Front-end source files
---
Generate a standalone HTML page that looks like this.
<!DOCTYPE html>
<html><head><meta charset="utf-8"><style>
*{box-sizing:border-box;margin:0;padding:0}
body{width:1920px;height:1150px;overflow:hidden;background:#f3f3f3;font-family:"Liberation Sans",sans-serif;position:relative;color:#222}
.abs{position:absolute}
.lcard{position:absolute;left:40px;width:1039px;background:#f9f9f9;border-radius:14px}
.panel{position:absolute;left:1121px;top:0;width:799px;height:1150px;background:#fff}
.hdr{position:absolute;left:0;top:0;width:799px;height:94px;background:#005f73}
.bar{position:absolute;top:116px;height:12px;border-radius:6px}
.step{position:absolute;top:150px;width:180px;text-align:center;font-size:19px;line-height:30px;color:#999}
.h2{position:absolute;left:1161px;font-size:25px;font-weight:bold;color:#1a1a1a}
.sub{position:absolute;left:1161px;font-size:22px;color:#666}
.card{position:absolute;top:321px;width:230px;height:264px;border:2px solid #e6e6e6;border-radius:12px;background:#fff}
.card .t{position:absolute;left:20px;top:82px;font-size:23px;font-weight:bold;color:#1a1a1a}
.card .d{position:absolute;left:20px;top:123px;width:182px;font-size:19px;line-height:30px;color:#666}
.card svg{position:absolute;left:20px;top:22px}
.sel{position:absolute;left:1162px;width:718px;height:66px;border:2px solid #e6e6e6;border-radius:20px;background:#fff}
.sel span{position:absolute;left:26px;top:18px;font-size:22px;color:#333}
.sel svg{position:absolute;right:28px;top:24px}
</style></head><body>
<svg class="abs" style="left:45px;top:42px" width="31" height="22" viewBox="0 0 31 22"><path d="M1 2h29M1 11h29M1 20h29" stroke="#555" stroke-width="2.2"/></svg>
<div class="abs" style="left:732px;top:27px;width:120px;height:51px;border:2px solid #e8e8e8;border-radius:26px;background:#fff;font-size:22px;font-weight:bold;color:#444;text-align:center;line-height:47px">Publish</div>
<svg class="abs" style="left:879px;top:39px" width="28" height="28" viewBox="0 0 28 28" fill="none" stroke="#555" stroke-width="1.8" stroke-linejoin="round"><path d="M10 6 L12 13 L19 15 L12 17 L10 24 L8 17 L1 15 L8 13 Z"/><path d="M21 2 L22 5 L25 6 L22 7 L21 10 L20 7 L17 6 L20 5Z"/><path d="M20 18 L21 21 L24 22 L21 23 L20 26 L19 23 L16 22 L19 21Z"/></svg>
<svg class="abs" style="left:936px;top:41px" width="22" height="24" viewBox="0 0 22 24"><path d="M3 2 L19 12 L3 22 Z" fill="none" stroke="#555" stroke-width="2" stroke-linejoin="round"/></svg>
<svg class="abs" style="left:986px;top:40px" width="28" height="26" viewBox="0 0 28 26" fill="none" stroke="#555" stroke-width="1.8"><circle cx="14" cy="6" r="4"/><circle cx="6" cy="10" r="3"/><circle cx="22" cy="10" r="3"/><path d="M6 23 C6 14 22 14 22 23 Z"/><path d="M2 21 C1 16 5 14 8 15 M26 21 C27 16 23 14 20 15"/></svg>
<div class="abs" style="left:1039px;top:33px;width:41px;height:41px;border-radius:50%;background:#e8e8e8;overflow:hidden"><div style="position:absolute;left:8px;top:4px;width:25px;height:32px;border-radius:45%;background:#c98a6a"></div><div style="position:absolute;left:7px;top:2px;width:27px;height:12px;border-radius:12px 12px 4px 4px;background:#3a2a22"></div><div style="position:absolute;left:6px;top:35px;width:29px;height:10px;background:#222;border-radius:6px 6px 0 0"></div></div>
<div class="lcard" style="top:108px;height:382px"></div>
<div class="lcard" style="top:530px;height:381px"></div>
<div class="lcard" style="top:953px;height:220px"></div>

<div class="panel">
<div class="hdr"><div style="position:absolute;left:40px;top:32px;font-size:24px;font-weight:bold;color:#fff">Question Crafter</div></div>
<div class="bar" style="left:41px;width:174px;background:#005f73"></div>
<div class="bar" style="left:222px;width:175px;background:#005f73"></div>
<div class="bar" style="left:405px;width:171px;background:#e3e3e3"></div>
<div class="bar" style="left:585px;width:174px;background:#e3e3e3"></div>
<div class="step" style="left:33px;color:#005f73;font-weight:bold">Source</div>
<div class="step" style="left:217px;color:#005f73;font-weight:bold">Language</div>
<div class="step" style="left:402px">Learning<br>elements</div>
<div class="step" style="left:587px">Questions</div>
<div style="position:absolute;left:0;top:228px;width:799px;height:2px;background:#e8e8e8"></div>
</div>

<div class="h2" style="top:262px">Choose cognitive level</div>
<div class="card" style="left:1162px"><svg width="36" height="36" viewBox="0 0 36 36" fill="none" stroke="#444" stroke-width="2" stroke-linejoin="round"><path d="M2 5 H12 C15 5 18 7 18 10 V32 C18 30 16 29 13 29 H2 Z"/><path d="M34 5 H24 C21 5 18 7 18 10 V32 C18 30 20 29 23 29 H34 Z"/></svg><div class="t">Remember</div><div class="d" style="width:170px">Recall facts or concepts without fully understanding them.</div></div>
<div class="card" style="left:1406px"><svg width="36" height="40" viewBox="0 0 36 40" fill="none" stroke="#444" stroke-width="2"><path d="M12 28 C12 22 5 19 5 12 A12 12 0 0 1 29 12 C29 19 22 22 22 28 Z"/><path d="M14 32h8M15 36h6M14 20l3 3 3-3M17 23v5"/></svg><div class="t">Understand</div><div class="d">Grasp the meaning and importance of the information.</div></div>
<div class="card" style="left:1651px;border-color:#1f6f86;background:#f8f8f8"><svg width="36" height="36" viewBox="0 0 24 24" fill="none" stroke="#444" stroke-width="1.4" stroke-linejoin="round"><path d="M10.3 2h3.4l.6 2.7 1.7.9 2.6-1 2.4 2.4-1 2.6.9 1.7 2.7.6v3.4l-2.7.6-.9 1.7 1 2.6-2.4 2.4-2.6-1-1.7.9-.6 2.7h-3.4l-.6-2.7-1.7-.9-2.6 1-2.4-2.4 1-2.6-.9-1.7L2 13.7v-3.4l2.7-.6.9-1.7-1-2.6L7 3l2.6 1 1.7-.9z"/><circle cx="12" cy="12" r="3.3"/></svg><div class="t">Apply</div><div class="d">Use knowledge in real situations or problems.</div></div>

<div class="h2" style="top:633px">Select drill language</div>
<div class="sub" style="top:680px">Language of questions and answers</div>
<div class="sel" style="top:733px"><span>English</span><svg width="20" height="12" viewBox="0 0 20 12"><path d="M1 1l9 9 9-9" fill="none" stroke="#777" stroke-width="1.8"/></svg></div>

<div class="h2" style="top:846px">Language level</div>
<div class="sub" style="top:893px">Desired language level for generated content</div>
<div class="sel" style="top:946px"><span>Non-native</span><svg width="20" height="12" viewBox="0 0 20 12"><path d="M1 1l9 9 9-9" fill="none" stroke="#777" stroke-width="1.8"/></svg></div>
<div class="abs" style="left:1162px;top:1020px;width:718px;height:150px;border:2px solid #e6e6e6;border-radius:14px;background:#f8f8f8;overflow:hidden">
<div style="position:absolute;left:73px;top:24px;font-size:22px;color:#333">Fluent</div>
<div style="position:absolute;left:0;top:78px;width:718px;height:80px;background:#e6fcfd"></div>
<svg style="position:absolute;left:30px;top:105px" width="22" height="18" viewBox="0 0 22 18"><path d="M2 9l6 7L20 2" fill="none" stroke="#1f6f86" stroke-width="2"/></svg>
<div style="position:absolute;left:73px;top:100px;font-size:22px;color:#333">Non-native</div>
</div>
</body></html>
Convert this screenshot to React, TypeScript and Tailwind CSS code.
---
Select the lines from the entries that include the word "this".

Generate a standalone HTML page that looks like this.
Convert this screenshot to React, TypeScript and Tailwind CSS code.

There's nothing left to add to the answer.